Mary Easton Sibley was an educated, pioneer woman who lived for several years at Fort Osage on the Missouri River. She also founded the first four-year women’s college west of the Mississippi River, now Lindenwood University.


Mary Easton was born on January 24, 1800, in Rome, New York. She was the oldest child of Rufus and Abial Abby Easton. Mary moved with her family to St. Louis in 1804 where her father helped establish the government for the new territory of Missouri. Rufus Easton served as a federal judge and a U.S. attorney. He was also the first postmaster of St. Louis.

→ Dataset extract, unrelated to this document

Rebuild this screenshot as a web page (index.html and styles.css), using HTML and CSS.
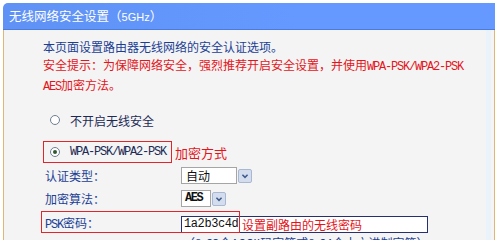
FILE: index.html
```html
<!DOCTYPE html>
<html lang="zh-CN">
<head>
<meta charset="utf-8">
<link rel="stylesheet" href="styles.css">
</head>
<body>
<div class="panel">
  <div class="hd">无线网络安全设置（<span class="ghz">5GHz</span>）</div>
  <div class="bd">
    <p class="intro">本页面设置路由器无线网络的安全认证选项。</p>
    <p class="warn">安全提示：为保障网络安全，强烈推荐开启安全设置，并使用<span class="mono">WPA-PSK/WPA2-PSK</span><br><span class="mono">AES</span>加密方法。</p>
    <div class="opt opt-off"><span class="radio"></span><span>不开启无线安全</span></div>
    <div class="opt-row">
      <div class="opt mark"><span class="radio on"></span><span class="mono">WPA-PSK/WPA2-PSK</span></div>
      <span class="note">加密方式</span>
    </div>
    <div class="form">
      <div class="frow">
        <span class="lbl">认证类型：</span>
        <div class="ctrl"><span class="sel w1">自动</span><span class="arrow"><svg viewBox="0 0 14 14" width="14" height="14"><path d="M4 5.5 L7 8.5 L10 5.5" fill="none" stroke="#3f5a8c" stroke-width="1.8"/></svg></span></div>
      </div>
      <div class="frow">
        <span class="lbl">加密算法：</span>
        <div class="ctrl"><span class="sel w2 mono">AES</span><span class="arrow"><svg viewBox="0 0 14 14" width="14" height="14"><path d="M4 5.5 L7 8.5 L10 5.5" fill="none" stroke="#3f5a8c" stroke-width="1.8"/></svg></span></div>
      </div>
      <div class="frow psk">
        <span class="lbl"><span class="mono">PSK</span>密码：</span>
        <div class="ctrl"><span class="input"><span class="mono pw">1a2b3c4d</span><span class="note2">设置副路由的无线密码</span></span></div>
        <span class="annot"></span>
      </div>
      <div class="hint">（8-63个ASCII码字符或8-64个十六进制字符）</div>
    </div>
  </div>
</div>
</body>
</html>
```
FILE: styles.css
```css
html, body {
  margin: 0;
  padding: 0;
  background: #ffffff;
  width: 500px;
  height: 240px;
  overflow: hidden;
}
body {
  font-family: "Noto Sans CJK SC", "Liberation Sans", sans-serif;
  font-size: 12px;
  color: #1c3f94;
}
.panel {
  margin: 3px 0 0 3px;
  width: 492px;
}
.hd {
  height: 26px;
  line-height: 26px;
  background: linear-gradient(to right, #5f92f4, #6699ff 60%);
  border-bottom: 1px solid #4a7ce0;
  border-top-left-radius: 5px;
  color: #ffffff;
  font-size: 12.5px;
  padding-left: 6px;
}
.ghz {
  font-family: "Liberation Sans", sans-serif;
  font-size: 11px;
}
.bd {
  height: 214px;
  border-left: 1px solid #e0b676;
  border-right: 1px solid #e0b676;
  background: linear-gradient(to left, #f4f4f4 0 3px, #eaf2fa 3px 8px, #f4f4f4 8px);
  padding: 8px 0 0 39px;
  box-sizing: border-box;
  overflow: hidden;
}
.intro, .warn {
  margin: 0;
  line-height: 18px;
}
.warn {
  color: #e4141b;
}
.mono {
  font-family: "Liberation Mono", monospace;
  letter-spacing: -1.2px;
}
.opt {
  display: flex;
  align-items: center;
  gap: 10px;
  height: 18px;
}
.opt-off {
  margin-top: 15px;
  padding-left: 7px;
  color: #1c2a55;
}
.radio {
  width: 8px;
  height: 8px;
  border: 1px solid #6d7f92;
  border-radius: 50%;
  background: #ffffff;
  display: flex;
  align-items: center;
  justify-content: center;
}
.radio.on::after {
  content: "";
  width: 4px;
  height: 4px;
  border-radius: 50%;
  background: #2f5a2f;
}
.opt-row {
  margin-top: 12px;
  display: flex;
  align-items: center;
  gap: 3px;
}
.mark {
  height: 20px;
  width: 121px;
  border: 1px solid #e0262c;
  padding-left: 6px;
  box-sizing: content-box;
  color: #1c2a55;
}
.note {
  color: #e4141b;
  font-size: 13px;
}
.form {
  margin-top: 4px;
}
.frow {
  display: grid;
  grid-template-columns: 138px auto;
  align-items: center;
  height: 17px;
  margin-bottom: 6px;
  position: relative;
}
.frow + .frow {
  margin-bottom: 7px;
}
.frow.psk {
  margin-bottom: 0;
}
.lbl {
  padding-left: 2px;
  line-height: 17px;
}
.ctrl {
  display: flex;
  align-items: center;
  gap: 1px;
}
.sel {
  height: 15px;
  line-height: 15px;
  border: 1px solid #a5a5a5;
  background: #ffffff;
  color: #111111;
  padding-left: 4px;
  box-sizing: content-box;
}
.w1 { width: 50px; }
.w2 { width: 25px; padding-left: 3px; font-weight: bold; letter-spacing: -1.5px; }
.arrow {
  width: 12px;
  height: 12px;
  border: 1px solid #a9b8d2;
  background: #d3ddee;
  display: flex;
  align-items: center;
  justify-content: center;
  border-radius: 2px;
}
.arrow svg { display: block; }
.input {
  width: 243px;
  height: 15px;
  border: 1px solid #26306e;
  background: #ffffff;
  display: flex;
  align-items: center;
  padding-left: 2px;
  box-sizing: content-box;
}
.pw {
  color: #111111;
  letter-spacing: -0.4px;
  width: 58px;
}
.note2 {
  color: #e4141b;
  font-size: 12px;
}
.annot {
  position: absolute;
  left: -2px;
  top: -3px;
  width: 197px;
  height: 20px;
  border: 1px solid #e0262c;
  pointer-events: none;
}
.hint {
  margin-top: 3px;
  padding-left: 140px;
  line-height: 18px;
  color: #1c3f94;
  white-space: nowrap;
}
```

Mary was a confident, intelligent, and adventurous girl. At age thirteen, she and her father rode horseback from St. Louis to Washington, D.C. Later, she traveled by boat to Shelbyville, Kentucky, where she attended a girls’ boarding school to receive a “proper” education.

Marriage and Adventure

On August 19, 1815, Mary Easton married Major George Champlin Sibley. Mary was only fifteen and George was thirty-three. George was the Indian agent between the U.S. government and the Osage Indians at Fort Osage. He was a friend of William Clark. Later, George Sibley mapped out the Sante Fe Trail.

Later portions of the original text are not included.